◆ What the task requires
Would you pull out every line of the material that contains the string "this"?

◆ Dataset rows
__________

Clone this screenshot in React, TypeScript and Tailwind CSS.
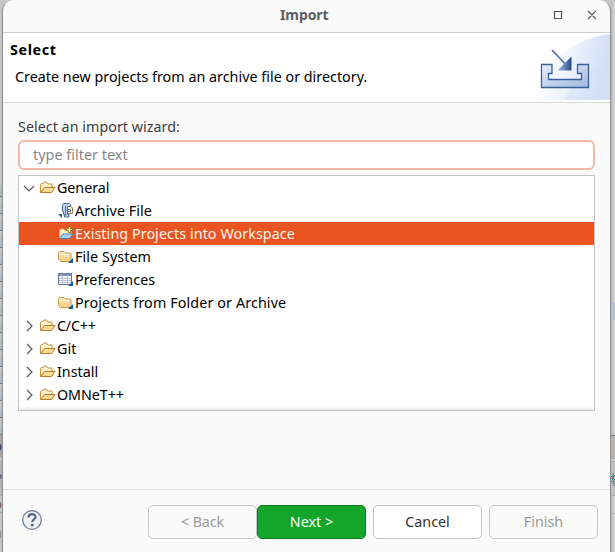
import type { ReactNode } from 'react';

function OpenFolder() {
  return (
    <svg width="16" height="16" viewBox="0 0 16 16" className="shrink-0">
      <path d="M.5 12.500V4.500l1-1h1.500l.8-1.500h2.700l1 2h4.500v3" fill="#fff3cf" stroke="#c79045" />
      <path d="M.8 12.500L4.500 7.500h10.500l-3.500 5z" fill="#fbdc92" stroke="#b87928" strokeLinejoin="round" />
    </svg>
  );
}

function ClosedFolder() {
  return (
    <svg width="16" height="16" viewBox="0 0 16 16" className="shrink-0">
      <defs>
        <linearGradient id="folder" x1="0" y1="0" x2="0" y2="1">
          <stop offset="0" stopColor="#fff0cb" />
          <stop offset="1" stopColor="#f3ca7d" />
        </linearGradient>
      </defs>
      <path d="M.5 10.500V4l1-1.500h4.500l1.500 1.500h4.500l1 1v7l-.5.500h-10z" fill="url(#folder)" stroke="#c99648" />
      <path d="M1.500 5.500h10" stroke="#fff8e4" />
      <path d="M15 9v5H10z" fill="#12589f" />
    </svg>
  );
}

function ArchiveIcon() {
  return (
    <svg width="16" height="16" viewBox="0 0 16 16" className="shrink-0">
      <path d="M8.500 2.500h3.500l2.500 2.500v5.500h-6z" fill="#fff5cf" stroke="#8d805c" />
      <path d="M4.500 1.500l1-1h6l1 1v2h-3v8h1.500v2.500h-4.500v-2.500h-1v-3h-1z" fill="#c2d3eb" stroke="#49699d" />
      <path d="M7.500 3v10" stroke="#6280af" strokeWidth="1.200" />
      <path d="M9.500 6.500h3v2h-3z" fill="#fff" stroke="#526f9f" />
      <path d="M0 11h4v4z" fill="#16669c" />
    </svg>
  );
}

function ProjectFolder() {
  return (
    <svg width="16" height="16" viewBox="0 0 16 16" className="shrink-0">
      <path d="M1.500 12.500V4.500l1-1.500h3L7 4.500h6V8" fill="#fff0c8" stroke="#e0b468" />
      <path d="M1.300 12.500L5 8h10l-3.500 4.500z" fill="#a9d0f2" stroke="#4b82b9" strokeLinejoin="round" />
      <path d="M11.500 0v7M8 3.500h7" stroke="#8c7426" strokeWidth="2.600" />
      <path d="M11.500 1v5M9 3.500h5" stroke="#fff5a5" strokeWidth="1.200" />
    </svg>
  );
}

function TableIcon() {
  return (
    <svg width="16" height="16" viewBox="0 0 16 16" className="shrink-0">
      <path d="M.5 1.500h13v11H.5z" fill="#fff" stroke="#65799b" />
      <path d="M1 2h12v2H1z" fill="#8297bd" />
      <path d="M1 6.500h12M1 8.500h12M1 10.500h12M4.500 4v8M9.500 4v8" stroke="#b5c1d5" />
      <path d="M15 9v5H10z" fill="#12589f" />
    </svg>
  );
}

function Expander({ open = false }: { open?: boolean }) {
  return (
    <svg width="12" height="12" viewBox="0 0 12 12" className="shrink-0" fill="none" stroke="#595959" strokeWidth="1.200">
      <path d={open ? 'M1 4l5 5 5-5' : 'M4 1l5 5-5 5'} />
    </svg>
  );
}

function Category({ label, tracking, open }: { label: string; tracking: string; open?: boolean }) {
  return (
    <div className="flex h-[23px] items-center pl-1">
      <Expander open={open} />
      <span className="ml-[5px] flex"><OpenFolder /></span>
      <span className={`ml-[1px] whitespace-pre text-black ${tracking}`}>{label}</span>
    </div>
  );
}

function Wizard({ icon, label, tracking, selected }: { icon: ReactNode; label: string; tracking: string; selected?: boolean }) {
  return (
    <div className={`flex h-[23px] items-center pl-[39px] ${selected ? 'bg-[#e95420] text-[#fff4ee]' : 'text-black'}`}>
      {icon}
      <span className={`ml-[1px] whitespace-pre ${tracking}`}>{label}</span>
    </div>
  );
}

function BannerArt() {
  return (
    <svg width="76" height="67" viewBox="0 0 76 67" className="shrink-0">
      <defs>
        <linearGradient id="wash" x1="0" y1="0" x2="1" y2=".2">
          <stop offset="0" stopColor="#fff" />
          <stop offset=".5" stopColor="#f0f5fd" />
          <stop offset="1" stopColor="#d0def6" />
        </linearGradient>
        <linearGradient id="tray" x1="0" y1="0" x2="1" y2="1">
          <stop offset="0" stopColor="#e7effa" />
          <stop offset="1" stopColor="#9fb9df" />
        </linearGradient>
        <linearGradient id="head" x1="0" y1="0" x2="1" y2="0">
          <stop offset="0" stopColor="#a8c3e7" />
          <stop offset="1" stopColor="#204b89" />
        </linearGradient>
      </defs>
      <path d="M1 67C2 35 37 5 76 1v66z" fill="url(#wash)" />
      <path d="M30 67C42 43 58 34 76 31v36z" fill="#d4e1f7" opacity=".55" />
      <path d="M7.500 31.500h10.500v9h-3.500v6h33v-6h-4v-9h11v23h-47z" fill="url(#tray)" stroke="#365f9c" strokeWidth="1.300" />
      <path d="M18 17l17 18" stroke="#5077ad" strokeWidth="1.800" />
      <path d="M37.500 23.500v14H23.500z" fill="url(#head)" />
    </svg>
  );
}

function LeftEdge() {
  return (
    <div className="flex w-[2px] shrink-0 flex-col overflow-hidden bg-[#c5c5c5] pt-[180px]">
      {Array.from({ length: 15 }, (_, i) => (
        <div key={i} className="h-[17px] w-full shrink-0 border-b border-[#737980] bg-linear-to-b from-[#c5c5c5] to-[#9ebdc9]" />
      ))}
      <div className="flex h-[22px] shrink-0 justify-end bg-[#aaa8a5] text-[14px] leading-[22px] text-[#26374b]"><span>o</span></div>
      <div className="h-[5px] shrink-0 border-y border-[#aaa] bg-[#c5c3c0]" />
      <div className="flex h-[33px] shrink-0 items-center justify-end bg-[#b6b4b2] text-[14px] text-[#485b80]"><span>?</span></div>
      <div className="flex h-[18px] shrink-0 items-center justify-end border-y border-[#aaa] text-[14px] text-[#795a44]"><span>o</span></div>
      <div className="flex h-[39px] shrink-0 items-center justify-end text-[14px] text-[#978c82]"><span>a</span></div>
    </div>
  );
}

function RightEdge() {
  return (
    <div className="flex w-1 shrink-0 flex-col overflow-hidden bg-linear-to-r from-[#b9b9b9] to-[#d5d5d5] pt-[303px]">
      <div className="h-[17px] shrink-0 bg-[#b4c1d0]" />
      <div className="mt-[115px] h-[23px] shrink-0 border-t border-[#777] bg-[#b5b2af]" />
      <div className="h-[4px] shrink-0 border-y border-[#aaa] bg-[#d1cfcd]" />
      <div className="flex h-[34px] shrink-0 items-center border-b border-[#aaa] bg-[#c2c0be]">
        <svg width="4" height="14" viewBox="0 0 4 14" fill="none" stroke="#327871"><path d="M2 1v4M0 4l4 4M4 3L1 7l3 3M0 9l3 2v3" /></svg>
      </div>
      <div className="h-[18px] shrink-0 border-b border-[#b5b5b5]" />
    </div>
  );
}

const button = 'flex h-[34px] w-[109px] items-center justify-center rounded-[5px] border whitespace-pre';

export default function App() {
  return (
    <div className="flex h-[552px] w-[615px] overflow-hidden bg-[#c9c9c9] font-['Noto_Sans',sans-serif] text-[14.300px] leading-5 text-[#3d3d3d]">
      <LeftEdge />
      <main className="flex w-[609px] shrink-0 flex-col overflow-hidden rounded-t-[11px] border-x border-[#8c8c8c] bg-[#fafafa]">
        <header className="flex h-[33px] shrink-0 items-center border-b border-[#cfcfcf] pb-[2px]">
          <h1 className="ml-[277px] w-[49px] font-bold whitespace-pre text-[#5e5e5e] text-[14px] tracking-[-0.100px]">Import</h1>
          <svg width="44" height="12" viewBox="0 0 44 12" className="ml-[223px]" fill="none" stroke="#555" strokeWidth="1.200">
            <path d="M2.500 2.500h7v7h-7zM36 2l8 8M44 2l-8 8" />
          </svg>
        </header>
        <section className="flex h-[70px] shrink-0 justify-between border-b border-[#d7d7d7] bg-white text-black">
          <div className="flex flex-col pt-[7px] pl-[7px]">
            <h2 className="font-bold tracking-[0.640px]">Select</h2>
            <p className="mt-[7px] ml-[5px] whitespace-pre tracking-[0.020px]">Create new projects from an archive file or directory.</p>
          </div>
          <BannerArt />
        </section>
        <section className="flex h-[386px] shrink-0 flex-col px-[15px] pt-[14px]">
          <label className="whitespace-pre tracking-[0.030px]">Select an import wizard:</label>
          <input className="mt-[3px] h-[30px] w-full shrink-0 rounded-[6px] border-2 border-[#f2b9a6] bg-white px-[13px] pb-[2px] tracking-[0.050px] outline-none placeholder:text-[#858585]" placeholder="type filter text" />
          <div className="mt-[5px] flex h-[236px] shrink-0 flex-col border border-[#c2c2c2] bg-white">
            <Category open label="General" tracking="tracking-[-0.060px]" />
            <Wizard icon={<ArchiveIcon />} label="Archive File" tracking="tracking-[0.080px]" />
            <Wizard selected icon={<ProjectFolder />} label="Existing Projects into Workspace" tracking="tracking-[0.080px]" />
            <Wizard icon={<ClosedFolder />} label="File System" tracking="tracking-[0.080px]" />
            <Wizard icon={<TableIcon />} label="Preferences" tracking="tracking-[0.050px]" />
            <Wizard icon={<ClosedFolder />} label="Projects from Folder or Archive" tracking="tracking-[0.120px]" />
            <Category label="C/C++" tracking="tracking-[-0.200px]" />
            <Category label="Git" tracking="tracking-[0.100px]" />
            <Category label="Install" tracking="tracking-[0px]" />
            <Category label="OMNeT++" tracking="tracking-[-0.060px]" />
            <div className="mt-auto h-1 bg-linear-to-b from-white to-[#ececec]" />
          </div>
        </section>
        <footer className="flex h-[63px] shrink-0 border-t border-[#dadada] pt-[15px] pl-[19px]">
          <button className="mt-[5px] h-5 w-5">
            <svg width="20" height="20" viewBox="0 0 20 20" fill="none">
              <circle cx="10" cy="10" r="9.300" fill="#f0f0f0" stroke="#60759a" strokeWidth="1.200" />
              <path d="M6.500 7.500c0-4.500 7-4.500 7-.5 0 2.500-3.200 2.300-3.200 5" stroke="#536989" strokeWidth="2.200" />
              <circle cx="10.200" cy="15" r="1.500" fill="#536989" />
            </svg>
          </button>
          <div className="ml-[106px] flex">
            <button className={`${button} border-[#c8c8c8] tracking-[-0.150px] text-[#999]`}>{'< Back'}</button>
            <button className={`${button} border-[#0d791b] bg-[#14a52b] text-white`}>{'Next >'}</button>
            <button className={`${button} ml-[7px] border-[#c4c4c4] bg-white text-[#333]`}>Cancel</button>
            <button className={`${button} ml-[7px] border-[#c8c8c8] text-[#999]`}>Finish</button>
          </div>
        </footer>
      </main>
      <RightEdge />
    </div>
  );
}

__________

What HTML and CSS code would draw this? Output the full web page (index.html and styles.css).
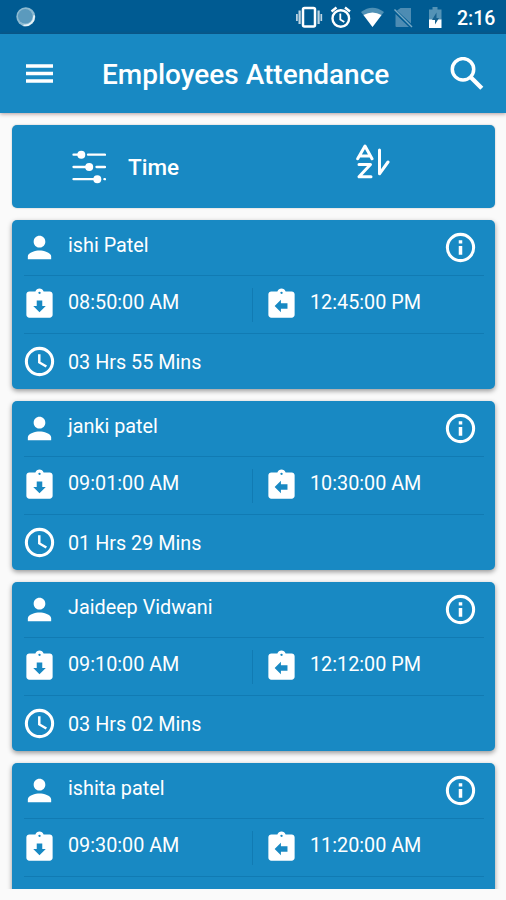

__________

◆ Correct response
Clone this screenshot in React, TypeScript and Tailwind CSS.
What HTML and CSS code would draw this? Output the full web page (index.html and styles.css).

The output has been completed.